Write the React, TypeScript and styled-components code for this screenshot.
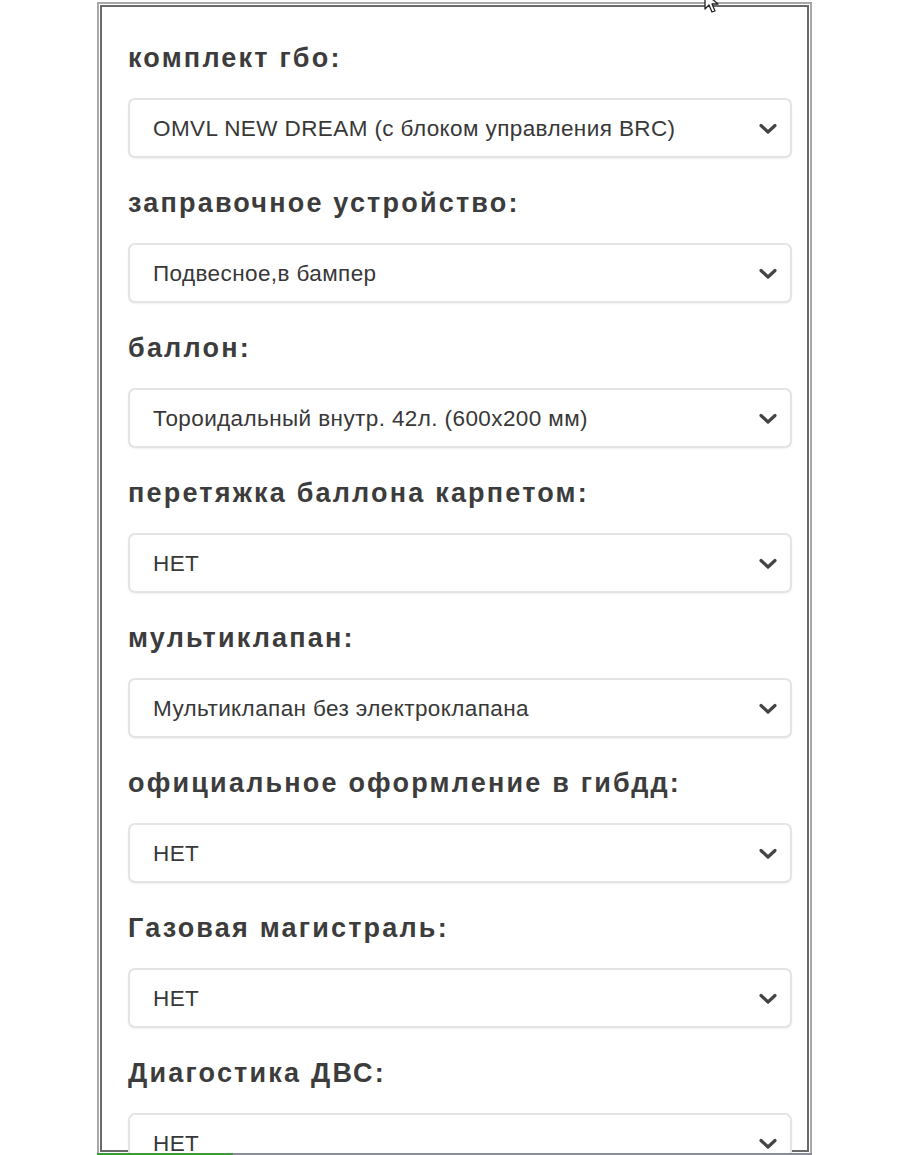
import React from "react";
import styled, { createGlobalStyle } from "styled-components";

const Global = createGlobalStyle`
  html, body { margin: 0; padding: 0; background: #fff; overflow: hidden; }
  body { width: 910px; height: 1155px; font-family: "Liberation Sans", Arial, sans-serif; }
`;

const Page = styled.div`
  position: relative;
  width: 910px;
  height: 1155px;
  overflow: hidden;
  padding-top: 2px;
  box-sizing: border-box;
`;

const Frame = styled.div`
  margin-left: 97px;
  width: 715px;
  height: 1151px;
  box-sizing: border-box;
  border: 2px solid #a8a8a8;
  border-bottom: none;
  box-shadow: inset 0 0 0 1px #fff, inset 0 0 0 3px #6a6a6a;
  padding: 39px 18px 0 29px;
  overflow: hidden;
`;

const Form = styled.div`
  display: flex;
  flex-direction: column;
  gap: 30px;
`;

const Field = styled.div`
  display: flex;
  flex-direction: column;
  gap: 25px;
`;

const Label = styled.div`
  font-family: "Liberation Sans", Arial, sans-serif;
  font-weight: 700;
  font-size: 27px;
  line-height: 30px;
  letter-spacing: 2.2px;
  color: #3c3c3c;
  white-space: nowrap;
`;

const Select = styled.div`
  height: 60px;
  box-sizing: border-box;
  border: 2px solid #e4e4e4;
  border-radius: 7px;
  box-shadow: 0 1px 2px rgba(0, 0, 0, 0.06);
  display: flex;
  align-items: center;
  justify-content: space-between;
  padding: 2px 13px 0 23px;
  background: #fff;
`;

const Value = styled.span`
  font-family: "Liberation Sans", Arial, sans-serif;
  font-size: 22.5px;
  letter-spacing: 0.4px;
  color: #383838;
  white-space: nowrap;
`;

const Chevron = () => (
  <svg width="18" height="12" viewBox="0 0 18 12">
    <path d="M2 2.5 L9 9 L16 2.5" fill="none" stroke="#444" strokeWidth="3.2" strokeLinecap="round" strokeLinejoin="round" />
  </svg>
);

const Progress = styled.div`
  margin-left: 97px;
  width: 715px;
  height: 2px;
  background: linear-gradient(to right, #3c9a3c 0, #3c9a3c 136px, #8a8d99 136px);
`;

const Cursor = styled.svg`
  position: absolute;
  left: 703px;
  top: -8px;
`;

const fields: [string, string][] = [
  ["комплект гбо:", "OMVL NEW DREAM (с блоком управления BRC)"],
  ["заправочное устройство:", "Подвесное,в бампер"],
  ["баллон:", "Тороидальный внутр. 42л. (600x200 мм)"],
  ["перетяжка баллона карпетом:", "НЕТ"],
  ["мультиклапан:", "Мультиклапан без электроклапана"],
  ["официальное оформление в гибдд:", "НЕТ"],
  ["Газовая магистраль:", "НЕТ"],
  ["Диагостика ДВС:", "НЕТ"],
];

export default function App() {
  return (
    <>
      <Global />
      <Page>
        <Frame>
          <Form>
            {fields.map(([label, value]) => (
              <Field key={label}>
                <Label>{label}</Label>
                <Select>
                  <Value>{value}</Value>
                  <Chevron />
                </Select>
              </Field>
            ))}
          </Form>
        </Frame>
        <Progress />
        <Cursor width="20" height="24" viewBox="0 0 20 24">
          <path d="M2 1 L2 17 L6 13 L9 20 L12 19 L9 12 L15 12 Z" fill="#fff" stroke="#222" strokeWidth="1.3" strokeLinejoin="round" />
        </Cursor>
      </Page>
    </>
  );
}
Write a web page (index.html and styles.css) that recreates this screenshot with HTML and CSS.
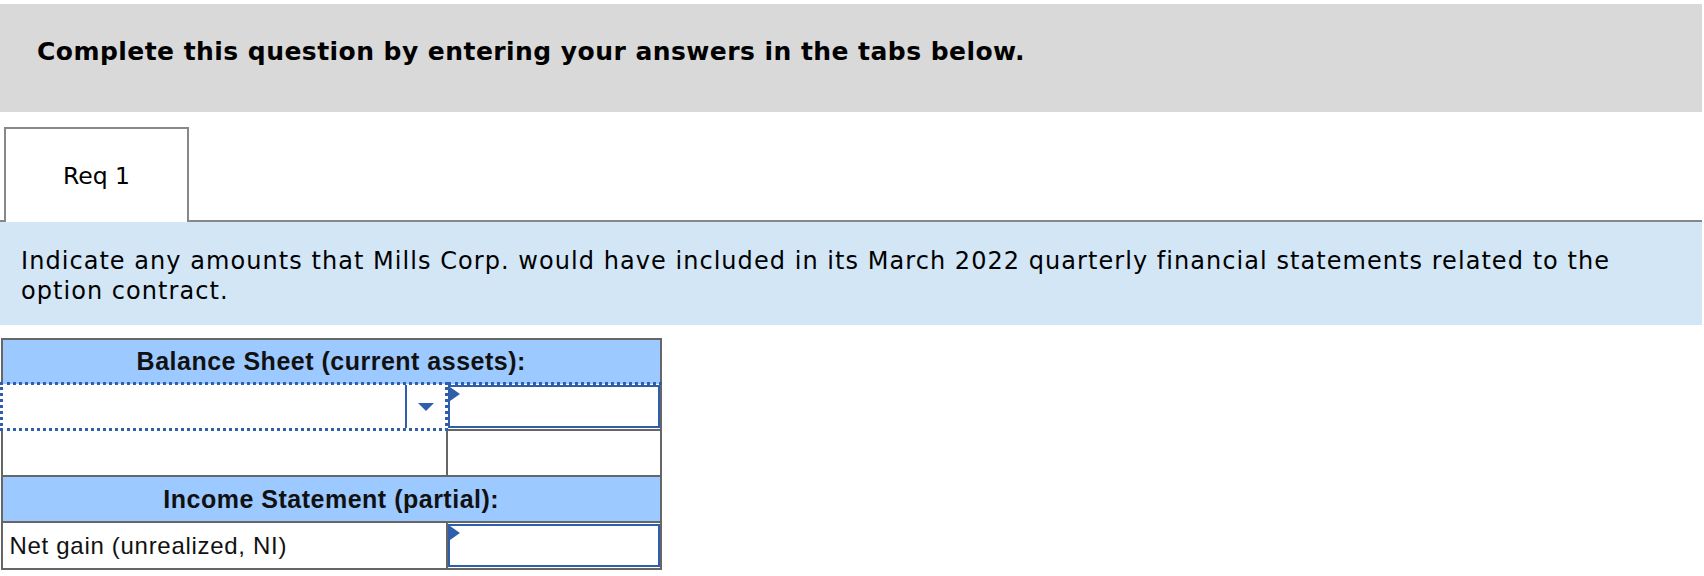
FILE: index.html
```html
<!DOCTYPE html>
<html lang="en">
<head>
    <meta charset="UTF-8">
    <meta name="viewport" content="width=device-width, initial-scale=1.0">
    <title>Req 1</title>
    <link rel="stylesheet" href="styles.css">
</head>
<body>
    <div class="page">
        <div class="banner">Complete this question by entering your answers in the tabs below.</div>

        <div class="tabs">
            <div class="tab">Req 1</div>
        </div>

        <div class="prompt">Indicate any amounts that Mills Corp. would have included in its March 2022 quarterly financial statements related to the option contract.</div>

        <table class="sheet">
            <tr>
                <th colspan="2">Balance Sheet (current assets):</th>
            </tr>
            <tr class="pick-row">
                <td class="label pick">
                    <div class="select">
                        <div class="select-value"></div>
                        <div class="select-arrow"><span class="caret"></span></div>
                    </div>
                </td>
                <td class="amount"><div class="entry"></div></td>
            </tr>
            <tr class="blank-row">
                <td class="label"></td>
                <td class="amount"></td>
            </tr>
            <tr>
                <th colspan="2" class="second">Income Statement (partial):</th>
            </tr>
            <tr class="line-row">
                <td class="label text">Net gain (unrealized, NI)</td>
                <td class="amount"><div class="entry"></div></td>
            </tr>
        </table>
    </div>
</body>
</html>
```

FILE: styles.css
```css
body {
    margin: 0;
    font-family: "DejaVu Sans", Verdana, sans-serif;
    color: #000;
}
.page {
    padding: 4px 2px 0 0;
}
.banner {
    display: flex;
    align-items: center;
    box-sizing: border-box;
    height: 108px;
    padding-left: 37px;
    padding-bottom: 13px;
    background-color: #d9d9d9;
    font-size: 25px;
    font-weight: bold;
    letter-spacing: 0.45px;
}
.tabs {
    display: flex;
    margin-top: 15px;
    padding-left: 4px;
    border-bottom: 2px solid #888;
}
.tab {
    display: flex;
    align-items: center;
    justify-content: center;
    box-sizing: border-box;
    width: 185px;
    height: 95px;
    margin-bottom: -2px;
    border: 2px solid #888;
    border-bottom: none;
    background-color: #fff;
    font-size: 23.5px;
}
.prompt {
    padding: 24px 20px 19px 21px;
    background-color: #d2e6f6;
    font-size: 24px;
    line-height: 30px;
    letter-spacing: 1.05px;
}
.sheet {
    margin-top: 13px;
    width: 662px;
    border-collapse: collapse;
    font-family: "Liberation Sans", Arial, sans-serif;
    font-size: 24px;
    color: #111;
}
.sheet th, .sheet td {
    padding: 0;
    border: 2px solid #666;
}
.sheet th {
    height: 42px;
    background-color: #9cc9ff;
    font-size: 25px;
    font-weight: bold;
    letter-spacing: 0.5px;
    text-align: center;
}
.sheet th.second {
    height: 44px;
}
.sheet .label {
    width: 436px;
}
.pick-row td {
    height: 43px;
    border-top: 3px dotted #2f5faa;
}
.sheet .pick {
    border-left: 3px dotted #2f5faa;
    border-right: 3px dotted #2f5faa;
    border-bottom: 3px dotted #2f5faa;
}
.select {
    display: flex;
    height: 43px;
}
.select-value {
    flex: 1;
}
.select-arrow {
    display: flex;
    align-items: center;
    justify-content: center;
    width: 38px;
    border-left: 2px solid #2f5faa;
}
.caret {
    width: 0;
    height: 0;
    border-left: 8px solid transparent;
    border-right: 8px solid transparent;
    border-top: 8px solid #2f5faa;
}
.blank-row td {
    height: 44px;
}
.line-row td {
    height: 45px;
}
.sheet .text {
    padding-left: 7px;
    letter-spacing: 0.7px;
}
.entry {
    position: relative;
    box-sizing: border-box;
    height: 43px;
    border: 2px solid #2f5faa;
    background-color: #fff;
}
.entry::before {
    content: "";
    position: absolute;
    top: 0;
    left: 0;
    border-left: 10px solid #2f5faa;
    border-top: 7px solid transparent;
    border-bottom: 7px solid transparent;
}
```
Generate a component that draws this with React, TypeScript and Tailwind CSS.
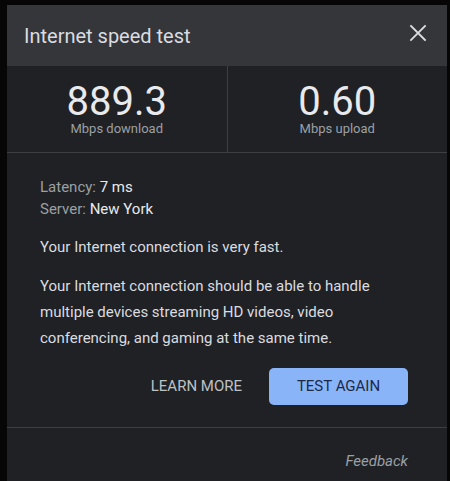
import React from "react";

export default function App() {
  return (
    <div className="w-[450px] h-[481px] bg-[#060606] pl-[7px] pr-[3px] pt-[5px] overflow-hidden" style={{ fontFamily: "Roboto, 'Liberation Sans', sans-serif" }}>
      <div className="w-[440px] h-[476px] bg-[#202124] flex flex-col">
        <div className="h-[61px] bg-[#35363a] flex items-center justify-between pl-[17px] pr-[20px]">
          <div className="text-[20px] text-[#dadce0]">Internet speed test</div>
          <svg width="18" height="18" viewBox="0 0 18 18" className="mb-[6px]">
            <path d="M2 2 L16 16 M16 2 L2 16" stroke="#dadce0" strokeWidth="1.8" strokeLinecap="square" />
          </svg>
        </div>
        <div className="h-[87px] flex border-b border-[#3c4043]">
          <div className="flex-1 flex flex-col items-center pt-[17px] border-r border-[#3c4043]">
            <div className="text-[40px] leading-[38px] text-[#e8eaed]">889.3</div>
            <div className="text-[13px] leading-[16px] text-[#9aa0a6]">Mbps download</div>
          </div>
          <div className="flex-1 flex flex-col items-center pt-[17px]">
            <div className="text-[40px] leading-[38px] text-[#e8eaed]">0.60</div>
            <div className="text-[13px] leading-[16px] text-[#9aa0a6]">Mbps upload</div>
          </div>
        </div>
        <div className="pl-[33px] pt-[23px] text-[15px] flex flex-col">
          <div className="leading-[22px] text-[#9aa0a6]">Latency: <span className="text-[#e8eaed]">7 ms</span></div>
          <div className="leading-[22px] text-[#9aa0a6]">Server: <span className="text-[#e8eaed]">New York</span></div>
          <div className="leading-[22px] text-[#dadce0] mt-[16px]">Your Internet connection is very fast.</div>
          <div className="w-[350px] leading-[26px] text-[#dadce0] mt-[15px]">
            Your Internet connection should be able to handle multiple devices streaming HD videos, video conferencing, and gaming at the same time.
          </div>
          <div className="flex justify-end items-center mt-[17px] pr-[39px] gap-[27px]">
            <div className="text-[15px] text-[#bdc1c6] uppercase">Learn more</div>
            <div className="w-[139px] h-[37px] rounded-[5px] bg-[#8ab4f8] flex items-center justify-center text-[15px] text-[#1c2a48] uppercase">Test again</div>
          </div>
        </div>
        <div className="mt-[22px] border-t border-[#3c4043] flex justify-end pr-[39px] pt-[22px]">
          <div className="italic text-[15px] text-[#9aa0a6]">Feedback</div>
        </div>
      </div>
    </div>
  );
}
+---+
§ INSTRUCTIONS TO FOLLOW: Take every line from the records above that has the word "screenshot" and copy it.

§ COMPLETED TASK:
Write the React, TypeScript and styled-components code for this screenshot.
Write a web page (index.html and styles.css) that recreates this screenshot with HTML and CSS.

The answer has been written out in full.